I want to extract the numbers for each parameter below:

import re

parameters = '''
             NO2: 42602
             SO2: 42401
             CO: 42101
             '''

The desired output should be:['42602','42401','42101']

I first tried re.findall(r'\d+',parameters), but it also returns the "2" from "NO2" and "SO2".

Then I tried re.findall(':.*',parameters), but it returns [': 42602', ': 42401', ': 42101']

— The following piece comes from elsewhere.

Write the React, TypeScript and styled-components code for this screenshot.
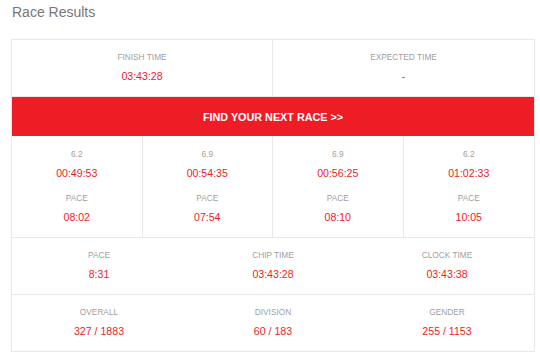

If I can not rename the "NO2" to "Nitrogen dioxide", is there a way just to collect numbers on the right (after ":")? Many thanks.

Jeremy
  • 849
  • 6
  • 15

5 Answers5

0
re.findall(r'(?<=:\s)\d+', parameters)

Should work. You can learn more about look-behind from here.

bayramkazik
  • 27
  • 1
  • 9
0

You can use the following regex to capture the numbers

^\s*\w+:\s(\d+)$

Hereby, ^ in the beginning asserts the position at the start of the line. \s* means that there may be 0 or more whitespaces before the content. \w+:\s matches a word character followed by ":" and space, that is "NO2: ". Finally, (\d+) matches the following digits you want as a group. $ matches the end of the line.

To get all the matches as a list you can use

matches = re.findall(r'^\s*\w+:\s(\d+)$', parameters, re.MULTILINE)

As re.MULTILINE is specified,

the pattern character '^' matches at the beginning of the string and at the beginning of each line.

as stated in the docs.

The result is as follows

>> print(matches)
['42602', '42401', '42101']
Henry Harutyunyan
  • 2,355
  • 1
  • 16
  • 22
0

If you do not want to use capturing groups, you could use look behind.

(?<=:\s)\d+

Details:

  • (?<=:\s): gets string after :\s
  • \d+: gets digits

I also tried result on python.

import re
parameters = '''
             NO2: 42602
             SO2: 42401
             CO: 42101
             '''

result = re.findall(r'(?<=:\s)\d+',parameters)
print (result)

Result

['42602', '42401', '42101']
Thân LƯƠNG Đình
  • 3,082
  • 2
  • 11
  • 21
0

To put my two cents in, you could simpley use

re.findall(r'(\b\d+\b)', parameters)

See a demo on regex101.com.


If you happen to have other digits floating around somewhere in your string, be more precise with

\w+:\s*(\d+)

See another demo on regex101.com.

Jan
  • 42,290
  • 8
  • 54
  • 79
0

You just need to specify where in your string do you want to search for digits, you can use:

re.findall(r': (\d+)', parameters)

This tells Python to look for digits in the part of the string after ":" and the "space".

LEE
  • 316
  • 2
  • 8